Lt. Gov. Peggy Flanagan

Lt. Gov. Peggy Flanagan
[image_credit]MinnPost file photo by Bill Kelley[/image_credit][image_caption]Lt. Gov. Peggy Flanagan[/image_caption]
I had the extreme good fortune recently of tuning in to MPR News at separate moments when two influential indigenous women leaders were being interviewed: Kate Beane, discussing Bde Maka Ska, and Lt. Gov.  Peggy Flanagan, discussing murdered and missing indigenous women and girls. And in the background of these conversations are Republican lawmakers seeking to cut appropriations to the Minnesota Historical Society for … doing its job. Of course, these issues are all related: If we understand our history more fully, we will push for policies that work to undo the damage caused by that history.

Colette Hyman
[image_caption]Colette Hyman[/image_caption]
Before becoming lieutenant governor, Flanagan was a state representative, and in her last session in that position, she was one of four women in the Minnesota House of Representatives who identified as Native. One of these women, Mary Kunesh-Podein, introduced last year, and again, this year, a bill to establish a task force that would gather data on murdered and missing Indigenous women and girls. In her interview on MPR, Flanagan noted that there is a similar bill in Congress, the Not Invisible Act of 2019, H.R. 2438, recently proposed by the first two indigenous women elected to that body, Rep.
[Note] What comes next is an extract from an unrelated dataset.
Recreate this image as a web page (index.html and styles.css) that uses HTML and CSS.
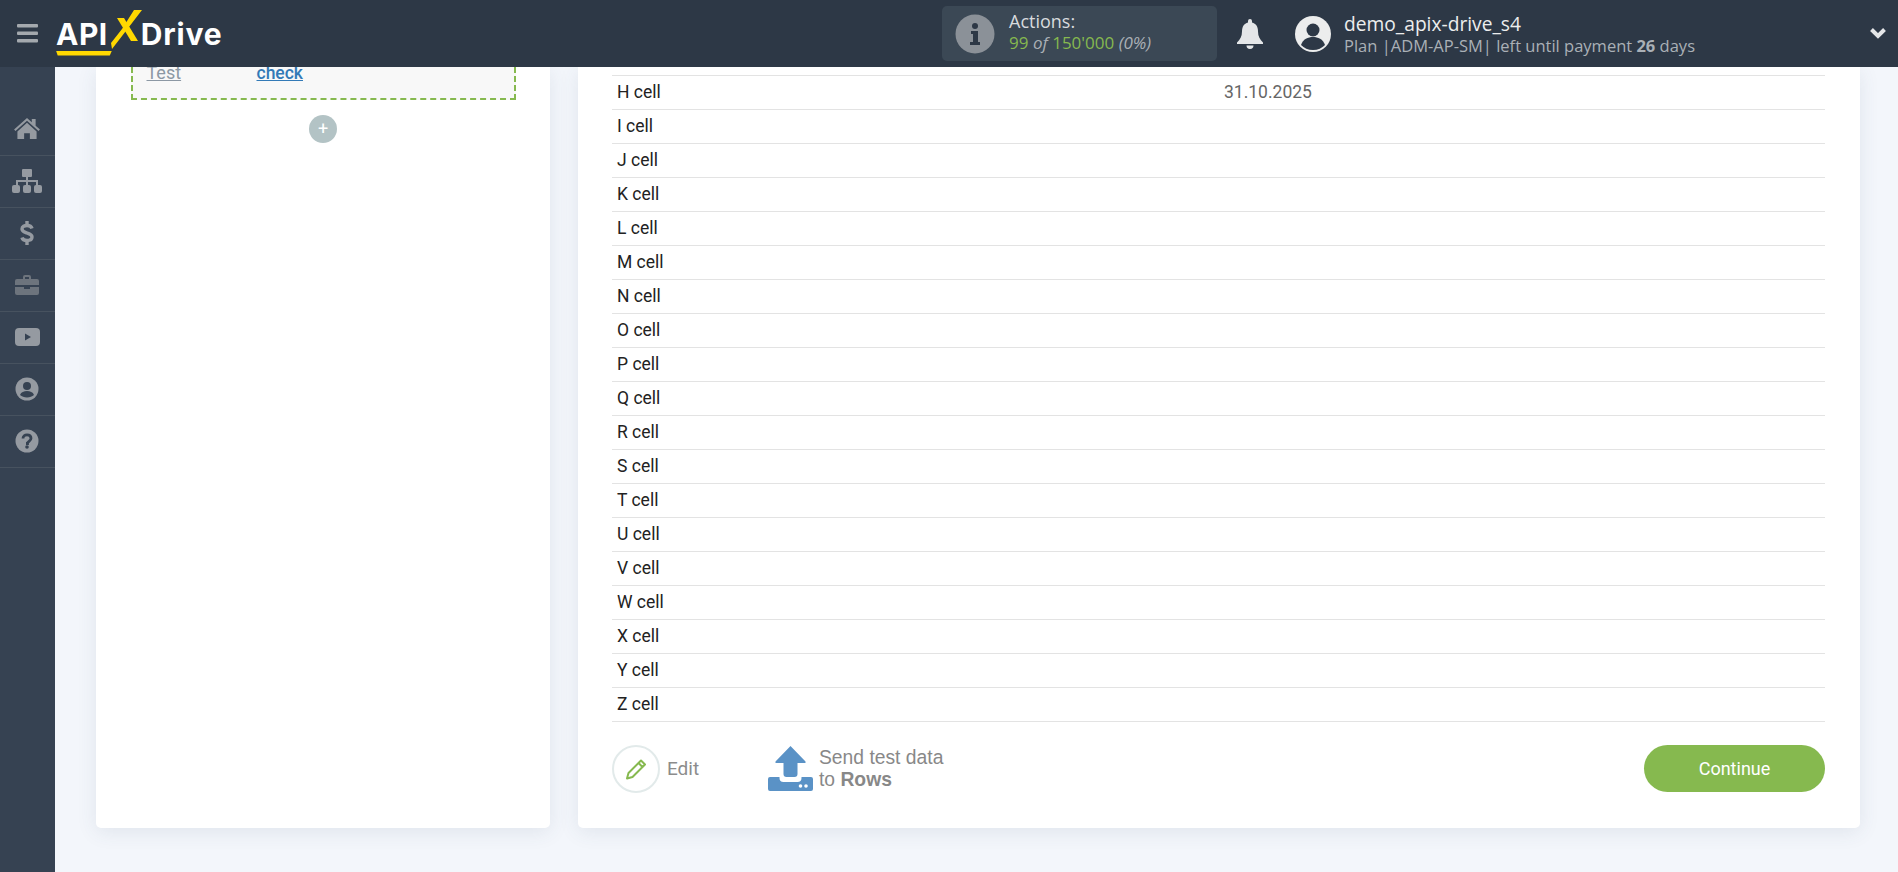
FILE: index.html
```html
<!DOCTYPE html>
<html lang="en">
<head>
<meta charset="utf-8">
<title>ApiX-Drive</title>
<link rel="stylesheet" href="styles.css">
</head>
<body>
<header class="topbar">
  <div class="brand">
    <svg class="burger" width="21" height="19" viewBox="0 0 21 19"><g fill="#a4a9ae"><rect y="0" width="21" height="3.500" rx="1"/><rect y="7.500" width="21" height="3.500" rx="1"/><rect y="15" width="21" height="3.500" rx="1"/></g></svg>
    <div class="logo">
      <span class="logo-api">API</span><span class="logo-drive">Drive</span>
      <svg class="logo-x" width="32" height="39" viewBox="0 0 32 39"><path d="M23 0h8L9.500 28 1 39l-1-6 11-14z" fill="#ffd800"/><path d="M6 8h7l14 23h-7z" fill="#ffd800"/></svg>
      <span class="logo-bar"></span>
    </div>
  </div>
  <div class="stats">
    <div class="actions">
      <span class="info-ico"><svg width="40" height="40" viewBox="0 0 40 40"><circle cx="20" cy="20" r="19.500" fill="#8b9198"/><circle cx="20" cy="12" r="3" fill="#2d3846"/><path d="M16 17h7v11h2v3H15v-3h3v-8h-2z" fill="#2d3846"/></svg></span>
      <div class="actions-text">
        <div class="actions-title">Actions:</div>
        <div class="actions-count"><span class="green">99</span> <i>of</i> <span class="green">150'000</span> <i>(0%)</i></div>
      </div>
    </div>
    <svg class="bell" width="28" height="30" viewBox="0 0 28 30"><path d="M14 0a2 2 0 0 1 2 2v1.500c4 1 6 4 6 9 0 5 2 8 5 11v1.500H1V23.500c3-3 5-6 5-11 0-5 2-8 6-9V2a2 2 0 0 1 2-2z" fill="#e4e6e8"/><path d="M10.500 26.500h7a3.500 3.500 0 0 1-7 0z" fill="#e4e6e8"/></svg>
    <div class="user">
      <svg width="36" height="36" viewBox="0 0 36 36"><circle cx="18" cy="18" r="18" fill="#eceded"/><circle cx="18" cy="14" r="6.500" fill="#2d3846"/><path d="M6 29c2-6 7-8 12-8s10 2 12 8c-3 3-7 5-12 5s-9-2-12-5z" fill="#2d3846"/></svg>
      <div class="user-text">
        <div class="user-name">demo_apix-drive_s4</div>
        <div class="user-plan">Plan |ADM-AP-SM| left until payment <b>26</b> days</div>
      </div>
    </div>
  </div>
  <svg class="chevron" width="18" height="12" viewBox="0 0 18 12"><path d="M2.500 2.500L9 9l6.500-6.500" fill="none" stroke="#e4e6e8" stroke-width="4"/></svg>
</header>
<div class="shell">
  <nav class="sidebar">
    <a class="nav-item"><svg width="28" height="23" viewBox="0 0 28 24"><path d="M14 1L0.500 13l1.500 1.500L14 4l12 10.500 1.500-1.500-4.500-4V2h-4v3.500z" fill="#959aa1"/><path d="M14 6L4 15v8h7v-6h6v6h7v-8z" fill="#959aa1"/></svg></a>
    <a class="nav-item"><svg width="30" height="24" viewBox="0 0 30 24"><g fill="#959aa1"><rect x="10" y="0" width="10" height="8" rx="1"/><rect x="0" y="16" width="8" height="8" rx="2"/><rect x="11" y="16" width="8" height="8" rx="2"/><rect x="22" y="16" width="8" height="8" rx="2"/><path d="M14 8h2v3h10v5h-2v-3H16v3h-2v-3H6v3H4v-5h10z"/></g></svg></a>
    <a class="nav-item"><svg width="14" height="24" viewBox="0 0 14 24"><path d="M12 7.500C11.500 5.500 9.500 4.500 7 4.500S2 5.500 2 8s2.500 3 5 4 5 1.500 5 4-2.500 3.500-5 3.500-4.500-1-5-3" fill="none" stroke="#959aa1" stroke-width="3.400"/><path d="M5.300 0h3.400v4h-3.400zM5.300 20h3.400v4h-3.400z" fill="#959aa1"/></svg></a>
    <a class="nav-item"><svg width="24" height="20" viewBox="0 0 24 20"><path d="M8 4V2a2 2 0 0 1 2-2h4a2 2 0 0 1 2 2v2h6a2 2 0 0 1 2 2v4H0V6a2 2 0 0 1 2-2zm2 0h4V2h-4zM0 12h9v2h6v-2h9v6a2 2 0 0 1-2 2H2a2 2 0 0 1-2-2z" fill="#6d747d"/></svg></a>
    <a class="nav-item"><svg width="25" height="18" viewBox="0 0 25 18"><rect width="25" height="18" rx="4" fill="#959aa1"/><path d="M10 5.500l6 3.500-6 3.500z" fill="#364252"/></svg></a>
    <a class="nav-item"><svg width="24" height="24" viewBox="0 0 24 24"><circle cx="12" cy="12" r="11.500" fill="#959aa1"/><circle cx="12" cy="9" r="4" fill="#364252"/><path d="M5 18c1-3 4-4 7-4s6 1 7 4c-2 1.500-4 2.500-7 2.500s-5-1-7-2.500z" fill="#364252"/></svg></a>
    <a class="nav-item"><svg width="24" height="24" viewBox="0 0 24 24"><circle cx="12" cy="12" r="11.500" fill="#959aa1"/><path d="M8 9.500C8 7 9.800 5.800 12 5.800s4 1.300 4 3.500c0 3-3.500 3-3.500 5.200h-1.500" fill="none" stroke="#364252" stroke-width="2.800"/><circle cx="12" cy="18" r="1.800" fill="#364252"/></svg></a>
  </nav>
  <main class="content">
    <section class="card card-left">
      <div class="test-box">
        <a class="test-link">Test</a>
        <a class="check-link">check</a>
      </div>
      <div class="plus">+</div>
    </section>
    <section class="card card-right">
      <div class="rows">
        <div class="row"><span class="cell-name">H cell</span><span class="cell-value">31.10.2025</span></div>
        <div class="row"><span class="cell-name">I cell</span></div>
        <div class="row"><span class="cell-name">J cell</span></div>
        <div class="row"><span class="cell-name">K cell</span></div>
        <div class="row"><span class="cell-name">L cell</span></div>
        <div class="row"><span class="cell-name">M cell</span></div>
        <div class="row"><span class="cell-name">N cell</span></div>
        <div class="row"><span class="cell-name">O cell</span></div>
        <div class="row"><span class="cell-name">P cell</span></div>
        <div class="row"><span class="cell-name">Q cell</span></div>
        <div class="row"><span class="cell-name">R cell</span></div>
        <div class="row"><span class="cell-name">S cell</span></div>
        <div class="row"><span class="cell-name">T cell</span></div>
        <div class="row"><span class="cell-name">U cell</span></div>
        <div class="row"><span class="cell-name">V cell</span></div>
        <div class="row"><span class="cell-name">W cell</span></div>
        <div class="row"><span class="cell-name">X cell</span></div>
        <div class="row"><span class="cell-name">Y cell</span></div>
        <div class="row"><span class="cell-name">Z cell</span></div>
      </div>
      <div class="actions-row">
        <div class="edit">
          <span class="edit-circle"><svg width="22" height="22" viewBox="0 0 22 22"><path d="M16 2.500l4 4L7.500 19 2 20.500 3.500 15zM13.500 5l4 4" fill="none" stroke="#86b94f" stroke-width="2" stroke-linejoin="round"/></svg></span>
          <span class="edit-label">Edit</span>
        </div>
        <div class="send">
          <svg width="45" height="45" viewBox="0 0 45 45"><path d="M22.500 0L37.500 15.500V17H29.500v11a3 3 0 0 1-3 3h-8a3 3 0 0 1-3-3V17H7.500v-1.500z" fill="#5a92c6"/><path d="M2 31h9.500v1a4 4 0 0 0 4 4h14a4 4 0 0 0 4-4v-1H43a2 2 0 0 1 2 2v10a2 2 0 0 1-2 2H2a2 2 0 0 1-2-2V33a2 2 0 0 1 2-2z" fill="#5a92c6"/><circle cx="32.500" cy="40" r="1.800" fill="#fff"/><circle cx="38" cy="40" r="1.800" fill="#fff"/></svg>
          <div class="send-text">Send test data<br>to <b>Rows</b></div>
        </div>
        <button class="continue">Continue</button>
      </div>
    </section>
  </main>
</div>
</body>
</html>
```

FILE: styles.css
```css
* { box-sizing: border-box; }
html, body { margin: 0; height: 100%; overflow: hidden; }
body { font-family: Roboto, sans-serif; background: #f3f6fb; color: #333; }

.topbar {
  height: 67px;
  background: #2d3846;
  display: flex;
  align-items: center;
  position: relative;
  z-index: 2;
}
.brand { display: flex; align-items: center; width: 942px; padding-left: 17px; }
.burger { margin-right: 18px; }
.logo { display: flex; align-items: center; position: relative; height: 40px; color: #fff; font-family: Inter, "Noto Sans", sans-serif; font-size: 30px; font-weight: 700; }
.logo-api { letter-spacing: 0.500px; line-height: 40px; }
.logo-drive { line-height: 40px; letter-spacing: 0.800px; margin-left: 33px; }
.logo-x { position: absolute; left: 55px; top: -4px; }
.logo-bar { position: absolute; left: 0; bottom: -2px; width: 56px; height: 5px; background: #ffd800; clip-path: polygon(0 0, 100% 0, 96% 100%, 3% 100%); }

.stats { display: flex; align-items: center; }
.actions {
  width: 275px; height: 55px;
  background: #3b4855;
  border-radius: 5px;
  display: flex; align-items: center;
  padding-left: 13px;
}
.info-ico { width: 40px; height: 40px; margin-right: 14px; display: block; }
.info-ico svg { display: block; }
.actions-text { font-family: "Open Sans", sans-serif; font-size: 17px; line-height: 22px; color: #d8dbde; padding-bottom: 4px; }
.actions-title { font-size: 18px; }
.actions-count { color: #aab0b6; }
.green { color: #86b94f; }
.bell { margin-left: 19px; }
.user { display: flex; align-items: center; margin-left: 31px; color: #fff; font-family: "Open Sans", sans-serif; }
.user-text { margin-left: 13px; }
.user-name { font-size: 19.200px; line-height: 23px; color: #eceded; }
.user-plan { font-size: 16.500px; line-height: 21px; color: #aab0b6; }
.chevron { position: absolute; right: 11px; top: 27px; }

.shell { display: flex; height: 805px; }
.sidebar { width: 55px; background: #364252; flex: none; padding-top: 37px; }
.nav-item { display: flex; height: 52px; align-items: center; justify-content: center; border-bottom: 1px solid #47525f; padding: 0 1px 2px 0; }

.content { flex: 1; display: flex; gap: 28px; padding: 0 38px 44px 41px; overflow: hidden; }
.card { background: #fff; border-radius: 0 0 5px 5px; box-shadow: 0 4px 20px rgba(60, 80, 110, 0.1); }
.card-left { width: 454px; padding: 0 34px; display: flex; flex-direction: column; align-items: center; }
.card-right { flex: 1; padding: 8px 35px 0 34px; }

.test-box {
  width: 385px; height: 33px;
  background: #f8f8f8;
  border: 2px dashed #86b94f;
  border-top: 0;
  display: flex;
  padding-left: 14px;
  font-size: 17.500px;
  line-height: 12px;
  font-weight: 500;
}
.test-link { color: #8c98a4; text-decoration: underline; width: 110px; font-weight: 400; font-size: 18px; }
.check-link { color: #337ab7; text-decoration: underline; }
.plus {
  width: 28px; height: 28px; margin-top: 15px;
  border-radius: 50%;
  background: #b3c3c5;
  color: #fff;
  font-size: 18px; line-height: 27px; text-align: center;
}

.rows { border-top: 1px solid #e3e3e3; }
.row { display: flex; height: 34px; border-bottom: 1px solid #e3e3e3; align-items: center; padding: 0 0 2px 5px; font-size: 17.500px; }
.cell-name { width: 607px; color: #222; }
.cell-value { color: #666; }

.actions-row { display: flex; align-items: center; margin-top: 23px; height: 47px; }
.edit { display: flex; align-items: center; width: 156px; }
.edit-circle { width: 48px; height: 48px; border: 2px solid #e2eaea; border-radius: 50%; display: flex; align-items: center; justify-content: center; }
.edit-label { margin-left: 7px; font-size: 19px; color: #8c8c8c; }
.send { display: flex; align-items: center; }
.send-text { margin-left: 6px; font-family: "Liberation Sans", Arial, sans-serif; font-size: 19.300px; line-height: 22px; color: #888; }
.continue {
  margin-left: auto;
  width: 181px; height: 47px;
  border: 0; border-radius: 24px;
  background: #86b94f;
  color: #fff;
  font-family: Roboto, sans-serif;
  font-size: 18px;
}
```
Sharice Davids of Kansas, and Rep. Deb Haaland of New Mexico. Not surprising: In Congress, as in the Minnesota Legislature, as elsewhere, when previously excluded populations gain representation, they bring along not only their perspectives, but also their issues and concerns, and they add them to legislative agendas.

Yet Native women do not need elected office to make their mark on public policy or public spaces. Over several years, Kate Beane, historian and filmmaker — with her twin sister, Carly Bad Heart Bull, who has a law degree and works in philanthropy — led a campaign of Dakota people, other indigenous people, and their allies, to return to Bde Maka Ska the name it bore prior to the arrival of European Americans. Throughout this time, and in her MPR interview, Beane spoke with great passion and knowledge about how important it is to recognize the full history of our state, not only for its indigenous populations, but for all of us who need to be reminded that history does not start with the arrival of the white people who have written the history of Minnesota and the United States.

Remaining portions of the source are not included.